2. Les accords ou décisions interdits en vertu du présent article sont nuls de plein droit.

3. Toutefois, les dispositions du paragraphe 1 peuvent être déclarées inapplicables:

- à tout accord ou catégorie d'accords entre entreprises,

- à toute décision ou catégorie de décisions d'associations d'entreprises et

- à toute pratique concertée ou catégorie de pratiques concertées

qui contribuent à améliorer la production ou la distribution des produits ou à promouvoir le progrès technique ou économique, tout en réservant aux utilisateurs une partie équitable du profit qui en résulte, et sans:

a) imposer aux entreprises intéressées des restrictions qui ne sont pas indispensables pour atteindre ces objectifs,

b) donner à des entreprises la possibilité, pour une partie substantielle des produits en cause, d'éliminer la concurrence. »

Article 102 (ex-article 82 TCE)

« Est incompatible avec le marché intérieur et interdit, dans la mesure où le commerce entre États membres est susceptible d'en être affecté, le fait pour une ou plusieurs entreprises d'exploiter de façon abusive une position dominante sur le marché intérieur ou dans une partie substantielle de celui-ci.

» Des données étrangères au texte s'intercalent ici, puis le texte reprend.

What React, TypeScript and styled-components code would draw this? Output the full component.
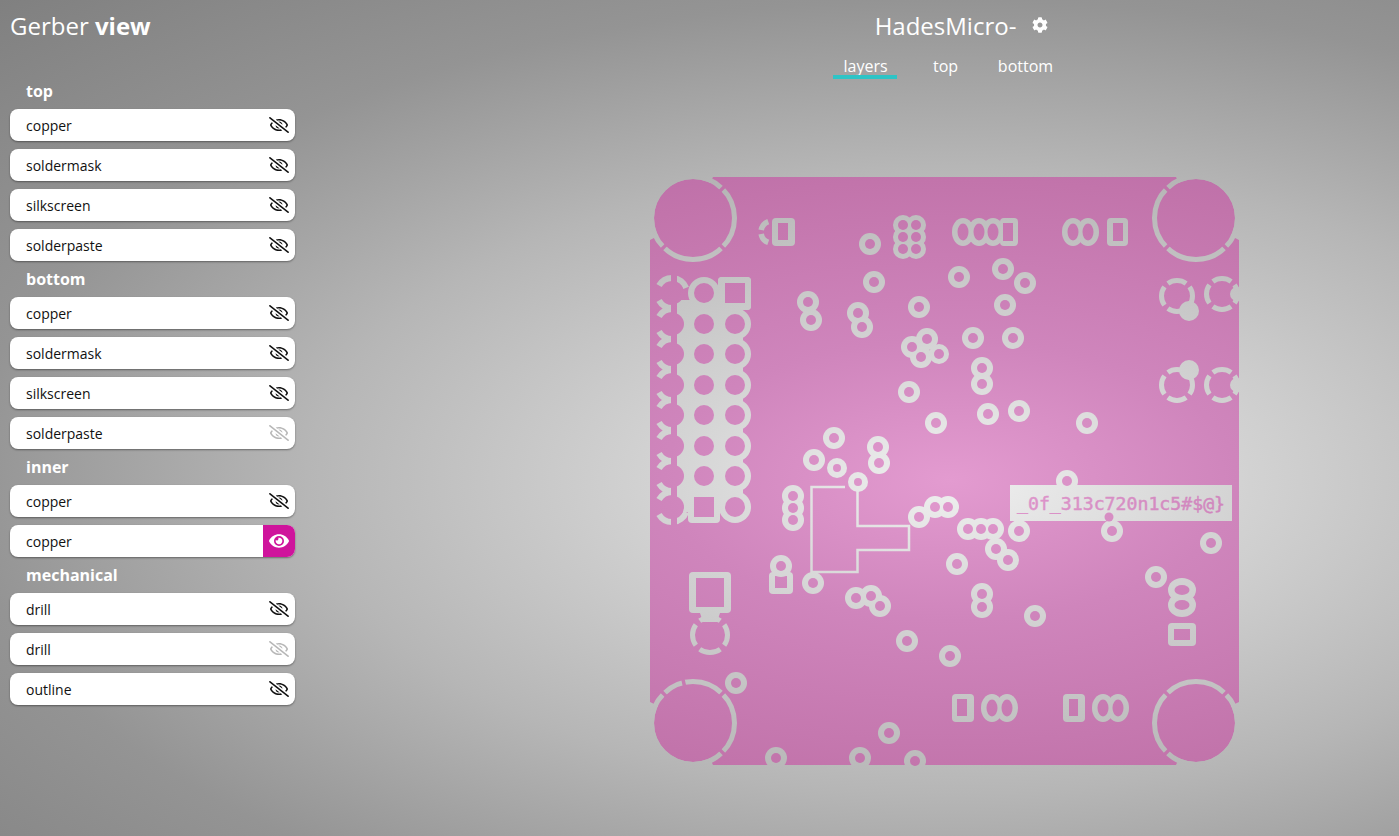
import React from "react";
import styled, { createGlobalStyle } from "styled-components";
import { FaCog, FaEye, FaRegEyeSlash } from "react-icons/fa";

const GlobalStyle = createGlobalStyle`
  html, body { margin: 0; padding: 0; height: 100%; overflow: hidden; }
  body { font-family: "Open Sans", "Liberation Sans", sans-serif; }
`;

const Page = styled.div`
  display: flex;
  height: 100vh;
  background: radial-gradient(
    ellipse 1367px 667px at 950px 480px,
    #f0f0f0 0%,
    #d2d2d2 22%,
    #b6b6b6 47%,
    #949494 72%,
    #8f8f8f 79%,
    #808080 100%
  );
  color: #fff;
`;

const Sidebar = styled.aside`
  width: 285px;
  padding: 0 10px;
  flex: none;
`;

const Brand = styled.h1`
  margin: 0;
  height: 73px;
  padding-top: 9px;
  box-sizing: border-box;
  font-size: 24px;
  line-height: 33px;
  font-weight: 400;
  b { font-weight: 700; }
`;

const GroupTitle = styled.div`
  height: 36px;
  line-height: 36px;
  padding-left: 16px;
  font-size: 16px;
  font-weight: 700;
`;

const Rows = styled.div`
  display: flex;
  flex-direction: column;
  gap: 8px;
`;

const Row = styled.div`
  display: flex;
  align-items: center;
  justify-content: space-between;
  height: 32px;
  padding-left: 16px;
  background: #fff;
  border-radius: 8px;
  overflow: hidden;
  box-shadow: 0 1px 2px rgba(0, 0, 0, 0.4);
  color: #111;
  font-size: 14px;
`;

const Toggle = styled.span<{ $on?: boolean; $faded?: boolean }>`
  display: flex;
  align-items: center;
  justify-content: center;
  width: 32px;
  height: 32px;
  background: ${(p) => (p.$on ? "#cf149c" : "transparent")};
  color: ${(p) => (p.$on ? "#fff" : "#111")};
  opacity: ${(p) => (p.$faded ? 0.3 : 1)};
`;

const Main = styled.main`
  margin-left: 186px;
  flex: 1;
  display: flex;
  flex-direction: column;
  align-items: center;
`;

const TitleRow = styled.div`
  display: flex;
  align-items: center;
  gap: 16px;
  height: 52px;
  padding-left: 33px;
`;

const Title = styled.div`
  font-size: 24px;
  line-height: 52px;
`;

const Gear = styled.span`
  display: flex;
  margin-bottom: 3px;
`;

const Tabs = styled.nav`
  display: grid;
  grid-template-columns: repeat(3, 80px);
  height: 27px;
  margin-left: 1px;
`;

const Tab = styled.div<{ $active?: boolean }>`
  display: flex;
  flex-direction: column;
  align-items: center;
  font-size: 16px;
  line-height: 28px;
  &::after {
    content: "";
    width: 64px;
    height: 4px;
    margin: -5px 0 0 -2px;
    background: ${(p) => (p.$active ? "#2ec4c6" : "transparent")};
  }
`;

const BoardSvg = styled.svg`
  display: block;
  flex: none;
  width: 600px;
  height: 600px;
  margin-top: 93px;
`;

const groups = [
  { name: "top", rows: [["copper"], ["soldermask"], ["silkscreen"], ["solderpaste"]] },
  { name: "bottom", rows: [["copper"], ["soldermask"], ["silkscreen"], ["solderpaste", "faded"]] },
  { name: "inner", rows: [["copper"], ["copper", "on"]] },
  { name: "mechanical", rows: [["drill"], ["drill", "faded"], ["outline"]] },
];

const GRAY = "url(#copper)";
const PINK = "url(#mask)";

// x, y, outer radius, hole radius
const vias: number[][] = [
  [870, 244, 11, 5], [874, 282, 11, 5], [919, 307, 11, 5], [959, 277, 11, 5],
  [808, 302, 11, 5], [811, 320, 11, 5], [858, 313, 11, 5], [862, 327, 11, 5],
  [912, 347, 11, 5], [927, 339, 11, 5], [921, 357, 11, 5], [939, 354, 10, 5],
  [903, 225, 10, 5], [916, 225, 10, 5], [903, 237, 10, 5], [916, 237, 10, 5], [903, 249, 10, 5], [916, 249, 10, 5],
  [1003, 269, 11, 5], [1025, 283, 11, 5], [1005, 305, 11, 5], [973, 338, 11, 5], [1013, 338, 11, 5],
  [982, 368, 11, 5], [982, 384, 11, 5], [988, 414, 11, 5], [1019, 411, 11, 5], [1087, 423, 11, 5],
  [909, 392, 11, 5], [936, 423, 11, 5], [834, 438, 11, 5], [814, 460, 11, 5], [837, 468, 10, 4],
  [858, 482, 10, 4], [878, 447, 11, 5], [879, 463, 11, 5],
  [793, 496, 11, 5], [793, 508, 11, 5], [793, 520, 11, 5],
  [919, 517, 11, 5], [935, 507, 11, 5], [948, 507, 11, 5],
  [1067, 481, 11, 5], [1019, 531, 11, 5], [1112, 531, 11, 5], [1211, 543, 11, 5],
  [968, 529, 11, 5], [981, 529, 11, 5], [993, 529, 11, 5], [996, 549, 11, 5], [1008, 560, 11, 5], [957, 564, 11, 5],
  [1156, 577, 11, 5], [813, 583, 11, 5], [856, 598, 11, 5], [871, 596, 11, 5], [880, 606, 11, 5],
  [907, 641, 11, 5], [950, 656, 11, 5], [736, 683, 11, 5], [889, 733, 11, 5],
  [776, 758, 11, 5], [860, 758, 11, 5], [915, 761, 11, 5],
  [982, 594, 11, 5], [982, 607, 11, 5], [1035, 616, 11, 5], [781, 566, 11, 5],
];

// x, y, w, h of a square pad and its square hole
const pads: number[][] = [
  [772, 218, 23, 28, 778, 223, 10, 17],
  [1000, 218, 18, 28, 1003, 223, 10, 18],
  [1107, 218, 21, 28, 1113, 223, 10, 18],
  [718, 277, 33, 33, 725, 283, 20, 20],
  [689, 572, 42, 41, 696, 578, 28, 29],
  [769, 572, 24, 22, 775, 576, 12, 12],
  [952, 694, 22, 28, 957, 699, 10, 17],
  [1063, 694, 22, 28, 1069, 699, 9, 17],
  [1168, 623, 28, 23, 1174, 629, 16, 11],
];

// x, y, outer rx, ry, hole rx, ry
const ovals: number[][] = [
  [963, 232, 11, 14, 5.5, 8.5], [979, 232, 11, 14, 5.5, 8.5], [993, 232, 11, 14, 5.5, 8.5],
  [1073, 232, 11, 14, 5.5, 8.5], [1088, 232, 11, 14, 5.5, 8.5],
  [992, 708, 11, 14, 5.5, 8.5], [1007, 708, 11, 14, 5.5, 8.5],
  [1103, 708, 11, 14, 5.5, 8.5], [1118, 708, 11, 14, 5.5, 8.5],
  [1182, 590, 14, 12, 7.5, 5], [1182, 605, 14, 12, 7.5, 5],
];

// fills the valleys between neighbouring oval pads
const webs: number[][] = [
  [963, 222, 40, 20], [1073, 222, 15, 20], [992, 698, 15, 20], [1103, 698, 15, 20], [1172, 590, 20, 15],
];

// center plus the angles (degrees) where the ring is cut
const corners: { x: number; y: number; gaps: number[] }[] = [
  { x: 693, y: 218, gaps: [-45, 45, 135] },
  { x: 1196, y: 218, gaps: [-135, 45, 135] },
  { x: 693, y: 723, gaps: [-135, -103, -45, 45] },
  { x: 1196, y: 723, gaps: [-135, -45, 135] },
];

const thermals: number[][] = [
  [1177, 296, 15.5], [1222, 294, 15.5], [1177, 385, 15.5], [1222, 385, 15.5], [710, 635, 17.5],
];

const headerRows = [293, 324, 354, 385, 415, 446, 476, 507];

const boardOutline =
  "M713 177 L1176 177 L1196 218 L1239 240 L1239 702 L1196 723 L1176 765 L713 765 L693 723 L650 702 L650 240 L693 218 Z";

function arc(cx: number, cy: number, r: number, from: number, to: number) {
  const rad = Math.PI / 180;
  const x0 = cx + r * Math.cos(from * rad);
  const y0 = cy + r * Math.sin(from * rad);
  const x1 = cx + r * Math.cos(to * rad);
  const y1 = cy + r * Math.sin(to * rad);
  return `M${x0} ${y0} A${r} ${r} 0 0 1 ${x1} ${y1}`;
}

function Board() {
  const rad = Math.PI / 180;
  return (
    <BoardSvg viewBox="645 172 600 600">
      <defs>
        <radialGradient id="copper" gradientUnits="userSpaceOnUse" cx="0" cy="0" r="667" gradientTransform="translate(950 480) scale(2.05 1)">
          <stop offset="0" stopColor="#f0f0f0" />
          <stop offset="0.22" stopColor="#d2d2d2" />
          <stop offset="0.47" stopColor="#b6b6b6" />
          <stop offset="0.72" stopColor="#949494" />
        </radialGradient>
        <radialGradient id="mask" gradientUnits="userSpaceOnUse" cx="0" cy="0" r="667" gradientTransform="translate(950 480) scale(2.05 1)">
          <stop offset="0" stopColor="#e39bd0" />
          <stop offset="0.21" stopColor="#cf85bc" />
          <stop offset="0.45" stopColor="#c274ab" />
          <stop offset="0.7" stopColor="#b262a2" />
        </radialGradient>
      </defs>

      <path d={boardOutline} fill={PINK} />

      {corners.map((c) => (
        <g key={`${c.x}-${c.y}`}>
          <circle cx={c.x} cy={c.y} r={39} fill={PINK} />
          <circle cx={c.x} cy={c.y} r={41.5} fill="none" stroke={GRAY} strokeWidth={5} />
          {c.gaps.map((a) => (
            <line
              key={a}
              x1={c.x + 38 * Math.cos(a * rad)}
              y1={c.y + 38 * Math.sin(a * rad)}
              x2={c.x + 47 * Math.cos(a * rad)}
              y2={c.y + 47 * Math.sin(a * rad)}
              stroke={PINK}
              strokeWidth={3.5}
            />
          ))}
        </g>
      ))}

      {/* pin header */}
      <rect x={677} y={300} width={66} height={212} fill={GRAY} />
      <rect x={688} y={490} width={32} height={33} rx={4} fill={GRAY} />
      {headerRows.map((y) => (
        <circle key={y} cx={735} cy={y} r={16} fill={GRAY} />
      ))}
      <circle cx={704} cy={293} r={16} fill={GRAY} />
      {headerRows.map((y) => (
        <g key={y} fill="none" stroke={GRAY} strokeWidth={6}>
          <path d={arc(672, y, 15, 90, 150)} />
          <path d={arc(672, y, 15, 210, 270)} />
        </g>
      ))}
      <path d={arc(672, 293, 15, -85, -20)} fill="none" stroke={GRAY} strokeWidth={6} />
      <path d={arc(672, 507, 15, 20, 85)} fill="none" stroke={GRAY} strokeWidth={6} />
      <rect x={671} y={275} width={6} height={252} fill={PINK} />
      {headerRows.map((y) => (
        <circle key={y} cx={673} cy={y} r={11} fill={PINK} />
      ))}
      {headerRows.slice(0, 7).map((y) => (
        <circle key={y} cx={704} cy={y} r={10} fill={PINK} />
      ))}
      {headerRows.slice(1).map((y) => (
        <circle key={y} cx={735} cy={y} r={10} fill={PINK} />
      ))}
      <rect x={718} y={277} width={33} height={33} rx={4} fill={GRAY} />
      <rect x={725} y={283} width={20} height={20} fill={PINK} />
      <rect x={694} y={497} width={20} height={20} fill={PINK} />

      {/* thermal relief rings */}
      {thermals.map(([x, y, r]) =>
        [-90, 0, 90, 180].map((a) => (
          <path key={`${x}-${y}-${a}`} d={arc(x, y, r, a - 36, a + 36)} fill="none" stroke={GRAY} strokeWidth={5} />
        ))
      )}
      <g fill="none" stroke={GRAY} strokeWidth={5.5}>
        <path d={arc(772, 232, 11, 110, 170)} />
        <path d={arc(772, 232, 11, 190, 250)} />
      </g>
      <polygon points="700,613 720,613 717,622 703,622" fill={GRAY} />
      <circle cx={1189} cy={311} r={10} fill={GRAY} />
      <circle cx={1189} cy={370} r={10} fill={GRAY} />
      <circle cx={1237} cy={294} r={7} fill={GRAY} />
      <circle cx={1237} cy={385} r={7} fill={GRAY} />

      {/* connectors */}
      {ovals.map(([x, y, rx, ry]) => (
        <ellipse key={`${x}-${y}`} cx={x} cy={y} rx={rx} ry={ry} fill={GRAY} />
      ))}
      {webs.map(([x, y, w, h]) => (
        <rect key={`${x}-${y}`} x={x} y={y} width={w} height={h} fill={GRAY} />
      ))}
      {pads.map(([x, y, w, h]) => (
        <rect key={`${x}-${y}`} x={x} y={y} width={w} height={h} rx={4} fill={GRAY} />
      ))}
      {pads.map(([, , , , x, y, w, h]) => (
        <rect key={`${x}-${y}`} x={x} y={y} width={w} height={h} fill={PINK} />
      ))}
      {ovals.map(([x, y, , , rx, ry]) => (
        <ellipse key={`${x}-${y}`} cx={x} cy={y} rx={rx} ry={ry} fill={PINK} />
      ))}

      {/* text label sits under the vias around it */}
      <rect x={1010} y={485} width={222} height={36} fill={GRAY} />
      <text
        x={1017}
        y={510}
        fontFamily="'DejaVu Sans Mono', monospace"
        fontSize={18.2}
        stroke={PINK}
        strokeWidth={0.5}
        fill={PINK}
      >
        _0f_313c720n1c5#$@{"}"}
      </text>

      {vias.map(([x, y, r]) => (
        <circle key={`${x}-${y}`} cx={x} cy={y} r={r} fill={GRAY} />
      ))}
      {vias.map(([x, y, , hole]) => (
        <circle key={`${x}-${y}`} cx={x} cy={y} r={hole} fill={PINK} />
      ))}
      <circle cx={1109} cy={517} r={4.5} fill={PINK} />

      {/* traces */}
      <path
        d="M845 487 L811.5 487 L811.5 572 L857.5 572 L857.5 550 L909 550 L909 526 L857.5 526 L857.5 490"
        fill="none"
        stroke={GRAY}
        strokeWidth={2.5}
      />
    </BoardSvg>
  );
}

export default function App() {
  return (
    <>
      <GlobalStyle />
      <Page>
        <Sidebar>
          <Brand>
            Gerber <b>view</b>
          </Brand>
          {groups.map((g) => (
            <section key={g.name}>
              <GroupTitle>{g.name}</GroupTitle>
              <Rows>
                {g.rows.map(([label, state], i) => (
                  <Row key={i}>
                    {label}
                    <Toggle $on={state === "on"} $faded={state === "faded"}>
                      {state === "on" ? <FaEye size={20} /> : <FaRegEyeSlash size={20} />}
                    </Toggle>
                  </Row>
                ))}
              </Rows>
            </section>
          ))}
        </Sidebar>
        <Main>
          <TitleRow>
            <Title>HadesMicro-</Title>
            <Gear>
              <FaCog size={16} />
            </Gear>
          </TitleRow>
          <Tabs>
            <Tab $active>layers</Tab>
            <Tab>top</Tab>
            <Tab>bottom</Tab>
          </Tabs>
          <Board />
        </Main>
      </Page>
    </>
  );
}
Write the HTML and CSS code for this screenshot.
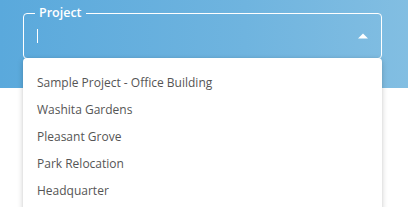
FILE: index.html
```html
<!DOCTYPE html>
<html>
<head>
<meta charset="utf-8">
<link rel="stylesheet" href="styles.css">
</head>
<body>
<div class="page">
  <div class="hero">
    <fieldset class="field">
      <legend class="label">Project</legend>
      <div class="row">
        <span class="caret"></span>
        <svg class="arrow" width="10" height="6" viewBox="0 0 10 6"><path d="M0 5.5 L5 0.5 L10 5.5 Z" fill="#fff"/></svg>
      </div>
    </fieldset>
  </div>
  <ul class="menu">
    <li>Sample Project - Office Building</li>
    <li>Washita Gardens</li>
    <li>Pleasant Grove</li>
    <li>Park Relocation</li>
    <li>Headquarter</li>
  </ul>
</div>
</body>
</html>
```
FILE: styles.css
```css
html, body {
  margin: 0;
  padding: 0;
  background: #fff;
  font-family: "Open Sans", "Liberation Sans", sans-serif;
}
.page {
  position: relative;
  width: 408px;
  height: 207px;
  overflow: hidden;
}
.hero {
  height: 88px;
  box-sizing: border-box;
  padding: 6px 26px 0 23px;
  background: linear-gradient(90deg, #5aa9dc 0%, #6fb4df 60%, #82bee2 100%);
}
.field {
  margin: 0;
  padding: 0 12px 0 13px;
  height: 53px;
  box-sizing: border-box;
  border: 1px solid #fff;
  border-radius: 4px;
}
.label {
  padding: 0 4px;
  margin-left: -2px;
  color: #fff;
  font-size: 12.5px;
  font-weight: 600;
  line-height: 14px;
}
.row {
  display: flex;
  align-items: center;
  justify-content: space-between;
  height: 32px;
}
.caret {
  display: block;
  width: 1px;
  height: 14px;
  background: #fff;
}
.arrow {
  display: block;
  margin-right: 1px;
}
.menu {
  position: absolute;
  top: 58px;
  left: 23px;
  width: 359px;
  height: 160px;
  margin: 0;
  padding: 11px 0 0;
  list-style: none;
  background: #fff;
  border-radius: 4px 4px 0 0;
  box-shadow: 0 2px 6px rgba(0,0,0,0.18), 0 0 2px rgba(0,0,0,0.08);
}
.menu li {
  height: 27px;
  line-height: 27px;
  padding-left: 14px;
  font-size: 12px;
  color: #555;
}
```
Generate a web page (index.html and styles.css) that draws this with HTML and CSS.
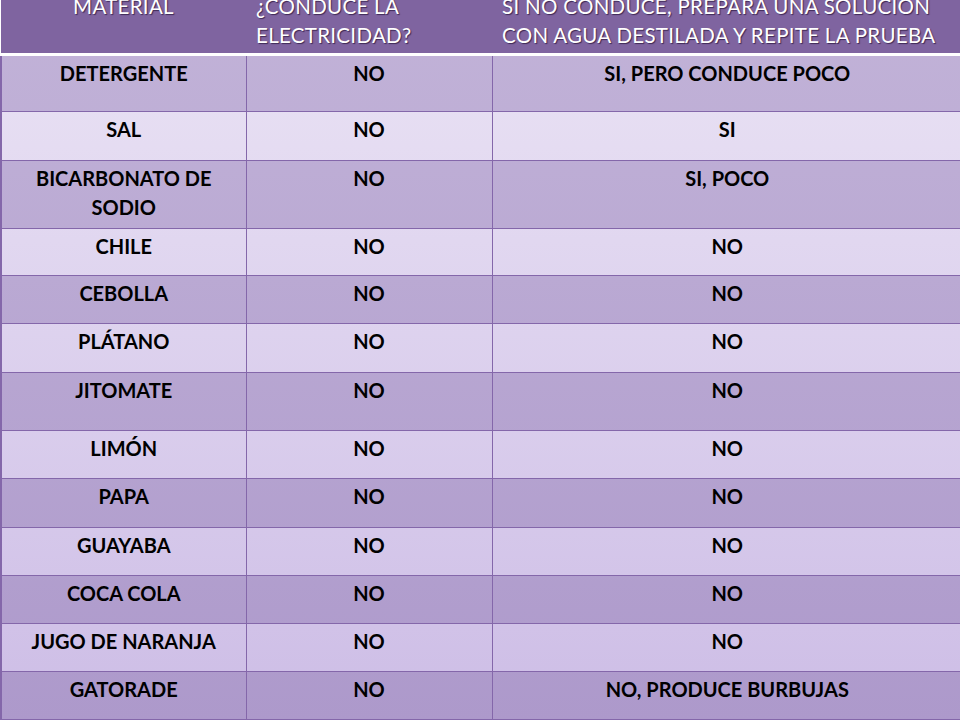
FILE: index.html
```html
<!DOCTYPE html>
<html lang="es">
<head>
<meta charset="utf-8">
<title>Tabla de conductividad</title>
<link rel="stylesheet" href="styles.css">
</head>
<body>
<table class="grid">
  <colgroup>
    <col class="c1"><col class="c2"><col class="c3">
  </colgroup>
  <thead>
    <tr>
      <th class="center">MATERIAL</th>
      <th>¿CONDUCE LA<br>ELECTRICIDAD?</th>
      <th>SI NO CONDUCE, PREPARA UNA SOLUCION<br>CON AGUA DESTILADA Y REPITE LA PRUEBA</th>
    </tr>
  </thead>
  <tbody>
    <tr class="dark h57"><td>DETERGENTE</td><td>NO</td><td>SI, PERO CONDUCE POCO</td></tr>
    <tr class="light h49"><td>SAL</td><td>NO</td><td>SI</td></tr>
    <tr class="dark h68"><td>BICARBONATO DE SODIO</td><td>NO</td><td>SI, POCO</td></tr>
    <tr class="light h47"><td>CHILE</td><td>NO</td><td>NO</td></tr>
    <tr class="dark h48"><td>CEBOLLA</td><td>NO</td><td>NO</td></tr>
    <tr class="light h49"><td>PLÁTANO</td><td>NO</td><td>NO</td></tr>
    <tr class="dark h58"><td>JITOMATE</td><td>NO</td><td>NO</td></tr>
    <tr class="light h48"><td>LIMÓN</td><td>NO</td><td>NO</td></tr>
    <tr class="dark h49"><td>PAPA</td><td>NO</td><td>NO</td></tr>
    <tr class="light h48"><td>GUAYABA</td><td>NO</td><td>NO</td></tr>
    <tr class="dark h48"><td>COCA COLA</td><td>NO</td><td>NO</td></tr>
    <tr class="light h48"><td>JUGO DE NARANJA</td><td>NO</td><td>NO</td></tr>
    <tr class="dark h48"><td>GATORADE</td><td>NO</td><td>NO, PRODUCE BURBUJAS</td></tr>
  </tbody>
</table>
</body>
</html>
```

FILE: styles.css
```css
html, body {
  margin: 0;
  padding: 0;
  background: #ffffff;
  overflow: hidden;
}

body {
  font-family: Lato, "Liberation Sans", sans-serif;
}

.grid {
  width: 961px;
  margin-top: -8px;
  border-collapse: collapse;
  table-layout: fixed;
}

.c1 { width: 245px; }
.c2 { width: 246px; }
.c3 { width: 470px; }

.grid th {
  background: #7f64a0;
  color: #ffffff;
  font-weight: 400;
  font-size: 20.5px;
  letter-spacing: 0.3px;
  line-height: 29px;
  text-align: left;
  vertical-align: top;
  white-space: nowrap;
  padding: 0 0 3px 10px;
  text-shadow: 1px 1px 1px rgba(40, 20, 60, 0.75);
  border-bottom: 3px solid #ffffff;
}

.grid th.center {
  text-align: center;
  padding-left: 0;
  padding-right: 0;
}

.grid td {
  font-weight: 700;
  font-size: 20px;
  line-height: 29px;
  color: #000000;
  text-align: center;
  vertical-align: top;
  padding: 3px 12px 0;
  border: 1px solid #8467aa;
  border-top: none;
  border-right: none;
}

.grid td:first-child {
  border-left: 2px solid #8467aa;
}

.dark td {
  background: linear-gradient(#c2b3d8, #ad99cb) fixed;
}

.light td {
  background: linear-gradient(#ebe4f5, #cdbde6) fixed;
}

.h47 { height: 47px; }
.h48 { height: 48px; }
.h49 { height: 49px; }
.h57 { height: 57px; }
.h58 { height: 58px; }
.h68 { height: 68px; }
```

Ces pratiques abusives peuvent notamment consister à:

a) imposer de façon directe ou indirecte des prix d'achat ou de vente ou d'autres conditions de transaction non équitables,

b) limiter la production, les débouchés ou le développement technique au préjudice des consommateurs,

c) appliquer à l'égard de partenaires commerciaux des conditions inégales à des prestations équivalentes, en leur infligeant de ce fait un désavantage dans la concurrence,

d) subordonner la conclusion de contrats à l'acceptation, par les partenaires, de prestations supplémentaires qui, par leur nature ou selon les usages commerciaux, n'ont pas de lien avec l'objet de ces contrats. »

 

Auteur :V. B.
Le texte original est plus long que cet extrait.